The first time I sold a story to a small press, I found myself saying things like “Well, it’s just a small press, but the stories in this anthology are really good.”

Recently, I’ve been teaching myself to drop the “justs” and the “buts.”

Small press and self-publishing are no longer fringe, they’ve moved into the mainstream. Just as Sturgeon’s law applies to regular Big Publishing product, it applies to the small and self publishers.  There’s plenty of crapola in both camps.

I admit, despite these intellectual realizations, my subconscious isn’t there yet.  My first novel is out from a small press, and while part of me is elated about that, there’s also a part of my brain that won’t feel as if I’ve “arrived” until I’ve got a book in B&N published by one of the Big Guys.  Don’t judge, okay?  I know it’s irrational.   I grew up in an earlier time, and still love my hard copy books, too.

Oh, I get the whole e-book thing, I’ve got my own Nook, and a huge library in it. I love it. But I’m also conditioned to the visceral pleasure of the feel of the pages, be they slick, thick, and expensive, or rough cheap newsprint, to the weight and feel of a printed book, the smell of the ink.  I grew up with paperback covers that, unless they were TV or movie tie-ins, were almost exclusively paintings – by Frazetta, Bama, Jones, Berkey, Kassum, and their ilk.  In my local library I pored over hardback editions of classics with elaborate painted illustrations by Wyeth and Pyle and Leyendecker.  As an adult, when I began working in the publishing industry as a cover artist, there were still mid-list writers who could make a decent living at writing.  That’s still true for some, but the number seems to be dwindling.  I like to tell myself that if I’d started writing seriously thirty years ago, instead of just in the last decade, I might be among their number today.

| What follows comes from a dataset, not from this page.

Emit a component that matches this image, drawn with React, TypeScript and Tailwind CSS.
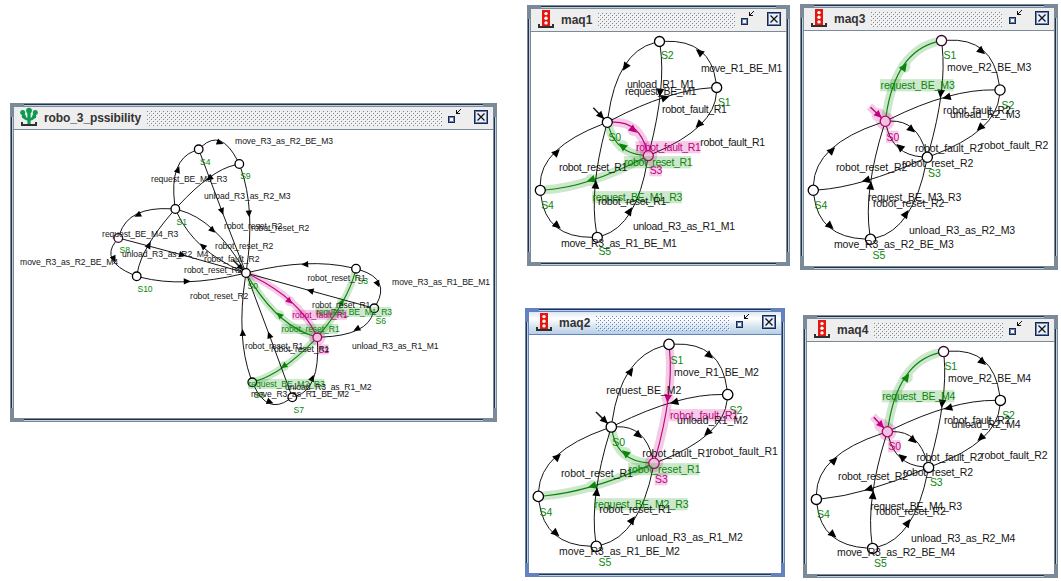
import React from "react";

type Tone = "plain" | "green" | "pink";
type Pt = [number, number];
type Edge = [from: string, to: string, midX: number, midY: number, tone?: Tone];
type Label = [text: string, x: number, y: number, tone?: Tone, width?: number];

interface Diagram {
  nodes: Record<string, Pt>;
  edges: Edge[];
  names: Label[];
  labels: Label[];
  tail: Pt;
  initial: string;
  initialTone?: Tone;
  nodeTones?: Record<string, "pink" | "dark">;
  size: number;
  tracking: number;
  radius: number;
}

const INK = { plain: "#161616", green: "#0a860a", pink: "#c4007f" };
const HAZE = { plain: "none", green: "#0b8a0b", pink: "#c8008c" };

function Arrow({ x, y, angle, tone, k }: { x: number; y: number; angle: number; tone: Tone; k: number }) {
  return (
    <path
      d={`M${3.4 * k} 0L${-3 * k} ${3 * k}L${-3 * k} ${-3 * k}Z`}
      fill={tone === "plain" ? "#000000" : INK[tone]}
      transform={`translate(${x} ${y}) rotate(${angle})`}
    />
  );
}

function trim(p: Pt, c: Pt, r: number): Pt {
  const d = Math.hypot(c[0] - p[0], c[1] - p[1]) || 1;
  return [p[0] + ((c[0] - p[0]) * r) / d, p[1] + ((c[1] - p[1]) * r) / d];
}

function Automaton({ d, view }: { d: Diagram; view: string }) {
  const k = d.size / 10.3;
  const curves = d.edges.map(([a, b, mx, my, tone = "plain"]) => {
    const s = d.nodes[a];
    const e = d.nodes[b];
    const c: Pt = [2 * mx - (s[0] + e[0]) / 2, 2 * my - (s[1] + e[1]) / 2];
    const s2 = trim(s, c, d.radius);
    const e2 = trim(e, c, d.radius);
    return {
      path: `M${s2[0]} ${s2[1]}Q${c[0]} ${c[1]} ${e2[0]} ${e2[1]}`,
      angle: (Math.atan2(e[1] - s[1], e[0] - s[0]) * 180) / Math.PI,
      mx,
      my,
      tone: tone as Tone,
    };
  });
  const home = d.nodes[d.initial];
  const tip = trim(home, d.tail, d.radius);
  const headAt = trim(home, d.tail, d.radius + 3.8 * k);
  const initTone = d.initialTone ?? "plain";
  const initAngle = (Math.atan2(home[1] - d.tail[1], home[0] - d.tail[0]) * 180) / Math.PI;

  const hazeBox = ([text, x, y, tone, w]: Label, i: number) =>
    tone && w ? (
      <rect key={text + i} x={x} y={y - 9.7 * k} width={w} height={12 * k} fill={HAZE[tone]} opacity={0.2} />
    ) : null;
  const word = ([text, x, y, tone = "plain"]: Label, i: number) => (
    <text key={text + i} x={x + 0.5} y={y} fill={INK[tone]}>
      {text}
    </text>
  );

  return (
    <svg
      viewBox={view}
      className="block h-full w-full"
      fontFamily="'Liberation Sans', Arial, sans-serif"
      fontSize={d.size}
      letterSpacing={d.tracking}
    >
      {(["green", "pink"] as const).map((tone) => (
        <g key={tone} opacity={0.2} stroke={HAZE[tone]} fill="none" strokeWidth={8.6 * k}>
          {curves
            .filter((c) => c.tone === tone)
            .map((c, i) => (
              <g key={i}>
                <path d={c.path} />
                <circle cx={c.mx} cy={c.my} r={6 * k} fill={HAZE[tone]} stroke="none" />
              </g>
            ))}
          {initTone === tone && (
            <>
              <path d={`M${d.tail[0] - 1} ${d.tail[1] - 1}L${tip[0]} ${tip[1]}`} strokeWidth={8} />
              <circle cx={headAt[0]} cy={headAt[1]} r={7} fill={HAZE[tone]} stroke="none" />
            </>
          )}
          {tone === "pink" &&
            Object.entries(d.nodeTones ?? {})
              .filter(([, t]) => t === "pink")
              .map(([n]) => (
                <circle key={n} cx={d.nodes[n][0]} cy={d.nodes[n][1]} r={d.radius + 4} fill={HAZE.pink} stroke="none" />
              ))}
        </g>
      ))}
      {curves.map((c, i) => (
        <g key={i}>
          <path d={c.path} fill="none" stroke={INK[c.tone]} strokeWidth={c.tone === "plain" ? 1 : 1.15} />
          <Arrow x={c.mx} y={c.my} angle={c.angle} tone={c.tone} k={k * 1.28} />
        </g>
      ))}
      <path d={`M${d.tail[0]} ${d.tail[1]}L${tip[0]} ${tip[1]}`} stroke={INK[initTone]} strokeWidth={1.5} />
      <Arrow x={headAt[0]} y={headAt[1]} angle={initAngle} tone={initTone} k={k * 1.2} />
      {Object.entries(d.nodes).map(([n, p]) => {
        const t = d.nodeTones?.[n];
        return (
          <circle
            key={n}
            cx={p[0]}
            cy={p[1]}
            r={d.radius}
            fill={t === "pink" ? "#eec3dd" : "#ffffff"}
            stroke={t === "pink" ? "#b4006f" : t === "dark" ? "#3a0a2c" : "#000000"}
            strokeWidth={1.3}
          />
        );
      })}
      {d.names.map(hazeBox)}
      {d.labels.map(hazeBox)}
      {d.names.map(([t, x, y, tone = "green", w], i) => word([t, x, y, tone, w], i))}
      {d.labels.map(word)}
    </svg>
  );
}

const robo: Diagram = {
  size: 8.6,
  tracking: -0.08,
  radius: 4.3,
  tail: [233, 260],
  initial: "S0",
  nodeTones: { S2: "pink", S8: "dark" },
  nodes: {
    S4: [198.7, 149.3], S9: [239.3, 164], S1: [175.3, 209], S8: [118.3, 238], S10: [136.7, 276.3],
    S0: [246, 273], S3: [356, 268.7], S6: [374.3, 308.3], S2: [317.3, 337.3], S5: [252.3, 382.3], S7: [292.3, 397.3],
  },
  edges: [
    ["S1", "S4", 178, 169.7], ["S4", "S9", 220, 142.7], ["S9", "S0", 249, 213.7], ["S4", "S0", 222, 211.3],
    ["S9", "S1", 209.3, 178.3], ["S1", "S8", 137.7, 215], ["S8", "S10", 114, 259], ["S10", "S1", 149, 245],
    ["S8", "S0", 182.3, 255], ["S10", "S0", 187, 281.3], ["S1", "S0", 212.7, 230.3], ["S0", "S1", 202.7, 246],
    ["S3", "S0", 305, 264.3], ["S3", "S6", 377.7, 284], ["S6", "S0", 310.3, 290.7], ["S6", "S2", 356.7, 329],
    ["S2", "S3", 342, 302, "green"], ["S0", "S2", 289.7, 301.3, "pink"], ["S2", "S0", 279.3, 315, "green"],
    ["S2", "S5", 283.7, 366.3, "green"], ["S5", "S0", 242.7, 332.7], ["S7", "S0", 269.3, 335],
    ["S5", "S7", 270, 402], ["S7", "S2", 312.3, 378],
  ],
  names: [
    ["S4", 199.5, 165], ["S9", 239.7, 179], ["S1", 176, 225], ["S8", 119, 253], ["S10", 137, 292], ["S0", 247, 289],
    ["S3", 357, 284], ["S6", 375, 324], ["S2", 318, 352.5, "pink", 10.6], ["S5", 253.5, 398], ["S7", 293, 413],
  ],
  labels: [
    ["move_R3_as_R2_BE_M3", 234.6, 144], ["request_BE_M3_R3", 150.6, 182], ["unload_R3_as_R2_M3", 203.6, 199],
    ["robot_reset_R2", 223.6, 229], ["robot_reset_R2", 250.6, 231], ["robot_reset_R2", 214.6, 249],
    ["robot_fault_R2", 203.6, 262], ["robot_reset_R2", 183.6, 273], ["robot_reset_R2", 189.6, 299],
    ["move_R3_as_R2_BE_M4", 19.6, 265], ["request_BE_M4_R3", 101.6, 237], ["unload_R3_as_R2_M4", 121.6, 257],
    ["robot_reset_R1", 307, 281], ["move_R3_as_R1_BE_M1", 391.6, 285], ["robot_reset_R1", 311.6, 308],
    ["request_BE_M1_R3", 315.4, 315, "green", 75.4], ["robot_fault_R1", 291.8, 318, "pink", 55],
    ["robot_reset_R1", 281, 332, "green", 57], ["unload_R3_as_R1_M1", 351.6, 349], ["robot_reset_R1", 244.6, 349],
    ["robot_reset_R1", 270.6, 352], ["request_BE_M2_R3", 248, 387, "green", 76.4],
    ["unload_R3_as_R1_M2", 284.6, 390], ["move_R3_as_R1_BE_M2", 250.6, 397],
  ],
};

const maq1: Diagram = {
  size: 10.5,
  tracking: -0.31,
  radius: 5,
  tail: [593.3, 107.7],
  initial: "S0",
  nodeTones: { S3: "pink" },
  nodes: {
    S2: [659.5, 41.5], S1: [716.7, 87.5], S0: [607.3, 122.3], S3: [648.3, 155.7], S4: [540.3, 190.3], S5: [597.3, 237.3],
  },
  edges: [
    ["S2", "S0", 625.3, 67], ["S1", "S2", 699.3, 52], ["S1", "S3", 698.7, 124.7], ["S4", "S0", 556.7, 152.3],
    ["S0", "S1", 665.3, 97.5], ["S2", "S3", 660, 92.5], ["S0", "S3", 633.5, 130, "pink"],
    ["S3", "S0", 622.3, 146, "green"], ["S3", "S4", 591, 180, "green"], ["S4", "S5", 557.3, 225.7],
    ["S5", "S0", 595.7, 184.7], ["S5", "S3", 629.7, 211],
  ],
  names: [
    ["S2", 660.6, 59], ["S1", 717.6, 106], ["S0", 608, 141], ["S3", 649.3, 174, "pink", 12.5], ["S4", 540.8, 209],
    ["S5", 598, 255],
  ],
  labels: [
    ["unload_R1_M1", 626.5, 88], ["request_BE_M1", 624.6, 95], ["move_R1_BE_M1", 700.4, 72],
    ["robot_fault_R1", 661.6, 113], ["robot_fault_R1", 699.8, 146], ["robot_fault_R1", 635.6, 151, "pink", 65],
    ["robot_reset_R1", 558.6, 171], ["robot_reset_R1", 623.8, 166, "green", 67.2],
    ["request_BE_M1_R3", 592, 201, "green", 90], ["robot_reset_R1", 597.6, 205],
    ["unload_R3_as_R1_M1", 632.4, 230], ["move_R3_as_R1_BE_M1", 560.6, 247],
  ],
};

const maq3: Diagram = {
  size: 10.5,
  tracking: -0.08,
  radius: 5.1,
  tail: [870.5, 107.3],
  initial: "S0",
  initialTone: "pink",
  nodeTones: { S0: "pink", S1: "dark" },
  nodes: {
    S1: [941.5, 40.6], S2: [1000, 90], S0: [885.3, 121.3], S3: [927.3, 157.3], S4: [813.3, 190.3], S5: [870.5, 239.3],
  },
  edges: [
    ["S0", "S1", 904.3, 66.7, "green"], ["S1", "S2", 981.7, 51.3], ["S2", "S0", 946.7, 97.3], ["S2", "S3", 980, 127.7],
    ["S1", "S3", 940.7, 93.7], ["S0", "S3", 911.7, 129.7], ["S3", "S0", 899.7, 147], ["S3", "S4", 866, 180.3],
    ["S4", "S5", 830.3, 226], ["S4", "S0", 832, 150.3], ["S5", "S0", 870.7, 185.7], ["S5", "S3", 906, 213.7],
  ],
  names: [
    ["S1", 943, 59], ["S2", 1001, 109], ["S0", 886, 140.5, "pink", 12.5], ["S3", 927.6, 177], ["S4", 814, 209],
    ["S5", 872, 259],
  ],
  labels: [
    ["request_BE_M3", 880, 89, "green", 73.4], ["move_R2_BE_M3", 946.6, 71], ["robot_fault_R2", 942.6, 114],
    ["unload_R2_M3", 949.6, 118], ["robot_fault_R2", 914.4, 152], ["robot_fault_R2", 980, 149],
    ["robot_reset_R2", 901.4, 167], ["robot_reset_R2", 835.4, 171], ["request_BE_M3_R3", 867.4, 201],
    ["robot_reset_R2", 872.4, 207], ["unload_R3_as_R2_M3", 908.6, 234], ["move_R3_as_R2_BE_M3", 833.4, 248],
  ],
};

const maq2: Diagram = {
  size: 10.5,
  tracking: -0.03,
  radius: 5.2,
  tail: [596, 412],
  initial: "S0",
  nodeTones: { S3: "pink" },
  nodes: {
    S1: [669, 344.4], S2: [727.7, 394.6], S0: [611.3, 427], S3: [654, 463.3], S4: [538.3, 496.4], S5: [596.3, 546.4],
  },
  edges: [
    ["S0", "S1", 630.7, 371.3], ["S1", "S2", 709.7, 355.7], ["S2", "S0", 674.3, 402.3], ["S2", "S3", 707.3, 432.7],
    ["S1", "S3", 667.7, 398.3, "pink"], ["S0", "S3", 638.7, 435.3], ["S3", "S0", 625.3, 453, "green"],
    ["S3", "S4", 592.3, 486, "green"], ["S4", "S5", 556, 533.3], ["S4", "S0", 557.7, 456.7],
    ["S5", "S0", 596.7, 492], ["S5", "S3", 632.3, 520],
  ],
  names: [
    ["S1", 670, 364], ["S2", 729, 413.5], ["S0", 611.8, 446], ["S3", 654.6, 483, "pink", 12.8], ["S4", 539, 516],
    ["S5", 598, 566],
  ],
  labels: [
    ["move_R1_BE_M2", 673.6, 376], ["request_BE_M2", 605.8, 394], ["robot_fault_R1", 669.4, 419, "pink", 68],
    ["unload_R1_M2", 676.6, 424], ["robot_fault_R1", 641.8, 457], ["robot_fault_R1", 708.8, 455],
    ["robot_reset_R1", 560.4, 477], ["robot_reset_R1", 628, 473, "green", 71],
    ["request_BE_M2_R3", 594, 508, "green", 93.6], ["robot_reset_R1", 598.8, 513],
    ["unload_R3_as_R1_M2", 635.4, 541], ["move_R3_as_R1_BE_M2", 558.6, 555],
  ],
};

const maq4: Diagram = {
  size: 10.5,
  tracking: -0.19,
  radius: 5.1,
  tail: [873.8, 417.3],
  initial: "S0",
  initialTone: "pink",
  nodeTones: { S0: "pink", S1: "dark" },
  nodes: {
    S1: [943.6, 351.6], S2: [1000.4, 400.4], S0: [887.4, 431.7], S3: [928.6, 467.4], S4: [816.4, 499.4], S5: [872.6, 548.4],
  },
  edges: [
    ["S0", "S1", 906.7, 377.3, "green"], ["S1", "S2", 982.7, 362], ["S2", "S0", 948.3, 408], ["S2", "S3", 980.7, 438],
    ["S1", "S3", 942, 403.7], ["S0", "S3", 913.3, 440.3], ["S3", "S0", 901.7, 457], ["S3", "S4", 868.7, 489],
    ["S4", "S5", 833, 534.7], ["S4", "S0", 834.3, 460.3], ["S5", "S0", 873, 495], ["S5", "S3", 907.7, 522.7],
  ],
  names: [
    ["S1", 944, 370], ["S2", 1001.8, 419], ["S0", 888, 450, "pink", 12.5], ["S3", 929.4, 486], ["S4", 816.6, 518],
    ["S5", 873.6, 567],
  ],
  labels: [
    ["move_R2_BE_M4", 947.6, 382], ["request_BE_M4", 881.8, 400, "green", 72.6], ["robot_fault_R2", 943.4, 424],
    ["unload_R2_M4", 951, 428], ["robot_fault_R2", 916, 461], ["robot_fault_R2", 980.6, 459],
    ["robot_reset_R2", 837.6, 480], ["robot_reset_R2", 902.6, 476], ["request_BE_M4_R3", 869.8, 510],
    ["robot_reset_R2", 875.4, 515], ["unload_R3_as_R2_M4", 910.6, 542], ["move_R3_as_R2_BE_M4", 836.6, 556],
  ],
};

function MachineIcon() {
  return (
    <svg className="h-[20px] w-[18px] shrink-0" viewBox="0 0 18 20">
      <path d="M1 15v4h16v-4h-2v2H3v-2z" fill="#303030" />
      <rect x="5" y="1" width="8" height="16" fill="#e8150f" />
      <circle cx="9" cy="4.600" r="1.700" fill="#fff" />
      <circle cx="9" cy="9.200" r="1.700" fill="#fff" />
      <circle cx="9" cy="13.900" r="1.700" fill="#fff" />
    </svg>
  );
}

function TreeIcon() {
  return (
    <svg className="h-[20px] w-[18px] shrink-0" viewBox="0 0 18 20">
      <path d="M1 15v4h16v-4h-2v2H3v-2z" fill="#303030" />
      <g fill="#0b9a50">
        <circle cx="9" cy="3.600" r="2.900" />
        <circle cx="2.700" cy="5.600" r="2.500" />
        <circle cx="15.300" cy="5.600" r="2.500" />
        <circle cx="3.800" cy="9.400" r="2.100" />
        <circle cx="14.200" cy="9.400" r="2.100" />
        <path d="M7.400 4h3.200v13H7.400z" />
      </g>
      <path d="M3 6.500c.6 4.600 2.500 5.700 6 5.900 3.500-.2 5.400-1.300 6-5.900" fill="none" stroke="#0b9a50" strokeWidth="2.800" />
    </svg>
  );
}

function RestoreIcon() {
  return (
    <svg className="h-[14px] w-[14px] shrink-0" viewBox="0 0 14 14" shapeRendering="crispEdges">
      <rect x="0" y="7" width="7" height="7" fill="#1e2a44" />
      <rect x="1" y="8" width="5" height="5" fill="#6382bf" />
      <rect x="2" y="9" width="3" height="3" fill="#f4f7fc" />
      <path d="M8 1h1v3h3v1H8zM9 3h1v1H9zM10 2h1v1h-1zM11 1h1v1h-1zM12 0h1v1h-1z" fill="#111" />
    </svg>
  );
}

function CloseIcon() {
  return (
    <svg className="h-[14px] w-[14px] shrink-0" viewBox="0 0 14 14">
      <rect x="0.500" y="0.500" width="13" height="13" fill="#e9f0fa" stroke="#1c2740" />
      <rect x="1.500" y="1.500" width="11" height="11" fill="none" stroke="#6382bf" />
      <path d="M3.500 3.500l7 7M10.500 3.500l-7 7" stroke="#151515" strokeWidth="1.300" />
    </svg>
  );
}

interface FrameProps {
  title: string;
  frame: string;
  view: string;
  diagram: Diagram;
  active?: boolean;
  tree?: boolean;
}

function Frame({ title, frame, view, diagram, active, tree }: FrameProps) {
  const id = `bumps-${title}`;
  const dot = active ? "#6382bf" : "#7a8a99";
  return (
    <section className={`absolute p-1 ${frame} ${active ? "bg-[#6382bf]" : "bg-[#7a8a99]"}`}>
      <i className="absolute top-px right-[14px] left-[14px] h-[2px] border-t border-[#26323e] bg-[#b8cfe5]" />
      <i className="absolute right-[14px] bottom-px left-[14px] h-[2px] border-t border-[#26323e] bg-[#b8cfe5]" />
      <i className="absolute top-[14px] bottom-[14px] left-px w-[2px] border-l border-[#26323e] bg-[#b8cfe5]" />
      <i className="absolute top-[14px] right-px bottom-[14px] w-[2px] border-l border-[#26323e] bg-[#b8cfe5]" />
      <div className="relative flex h-full flex-col bg-white">
        <header
          className={`flex h-[23px] shrink-0 items-start border-b pr-[5px] pl-[6px] ${
            active
              ? "border-[#6382bf] bg-[linear-gradient(#dde8f3,#ffffff_30%,#dde8f3_60%,#b8cfe5)]"
              : "border-[#7a8a99] bg-[#eeeeee]"
          }`}
        >
          {tree ? <TreeIcon /> : <MachineIcon />}
          <h2
            className={`ml-[6px] shrink-0 font-['Liberation_Sans',Arial,sans-serif] text-[12px] leading-[23px] font-bold whitespace-nowrap text-[#333] ${
              tree ? "w-[98px] tracking-[-0.1px]" : "w-[32px]"
            }`}
          >
            {title}
          </h2>
          <svg className="mt-1 mr-[6px] ml-[5px] h-[15px] min-w-0 flex-1" shapeRendering="crispEdges">
            <defs>
              <pattern id={id} width="4" height="4" patternUnits="userSpaceOnUse">
                <rect width="1" height="1" fill={dot} />
                <rect x="2" y="2" width="1" height="1" fill={dot} />
                <rect x="1" y="1" width="1" height="1" fill="#fff" />
                <rect x="3" y="3" width="1" height="1" fill="#fff" />
              </pattern>
            </defs>
            <rect width="100%" height="100%" fill={`url(#${id})`} />
          </svg>
          <div className="flex gap-[12px] pt-[2px]">
            <RestoreIcon />
            <div className="pt-px">
              <CloseIcon />
            </div>
          </div>
        </header>
        <div className="min-h-0 flex-1">
          <Automaton d={diagram} view={view} />
        </div>
      </div>
    </section>
  );
}

export default function App() {
  return (
    <main className="relative h-[581px] w-[1061px] overflow-hidden bg-white">
      <Frame title="robo_3_pssibility" frame="left-[10px] top-[103px] h-[319px] w-[487px]" view="14 130 479 288" diagram={robo} tree />
      <Frame title="maq1" frame="left-[527px] top-[5px] h-[261px] w-[263px]" view="531 32 255 230" diagram={maq1} />
      <Frame title="maq3" frame="left-[800px] top-[4px] h-[266px] w-[258px]" view="804 31 250 235" diagram={maq3} />
      <Frame title="maq2" frame="left-[525px] top-[308px] h-[269px] w-[260px]" view="529 335 252 238" diagram={maq2} active />
      <Frame title="maq4" frame="left-[803px] top-[315px] h-[263px] w-[255px]" view="807 342 247 232" diagram={maq4} />
    </main>
  );
}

But as Stoker once had Van Helsing say, “The milk that is spilled cries not out afterwards.”

In my youth, I thought a book was a physical thing.  Now, it seems a conceptual thing – sometimes existing in a physical form, but always extending beyond the boundaries of that form into (for lack of a better term) the info-sphere.  Of course, that was also always true, whether I realized it or not.  Books have always existed in the minds of their writers and readers, as things which were only represented by that physical paper and board object.  I find it interesting that e-books have brought this reality to our conscious attention.

So while there is still that piece of my mind that feels I won’t have “arrived” as an author until I’m published by The Big Guyz  (that component currently sulking in its corner as other parts of me deny its version of Reality), I look at the many people who have praised my work, and the fact that one of my Very Favoritest Authors said he loved my first book, and think “arrived” is a moving target, and a matter of opinion.”

I look at the company I’m in, the other people Pink Narcissus publishes – authors like Ash Krafton, Stuart Sharp, Lyle Blake Smithers, Nancy Hightower, Rose Mambert – and I admire their work, I’m proud to be in their company.  Most of them aren’t household names, not yet, anyway.  Some may become so, hitting the bestseller list, others may remain “writer’s writers,” admired by their peers but not by the mainstream audience.  But I look at the other talents that PN has chosen to work with and think, “How can I not have arrived?  Look at the company I’m in.”

Yes, I’m a bit of a dinosaur.  But even dinosaurs can learn, if they choose to pay attention.  I won’t be using the words “just” or “but” any more when I speak of my book and my publisher.  My first novel is out from Pink Narcissus Press, period.  That’s plenty to be proud of.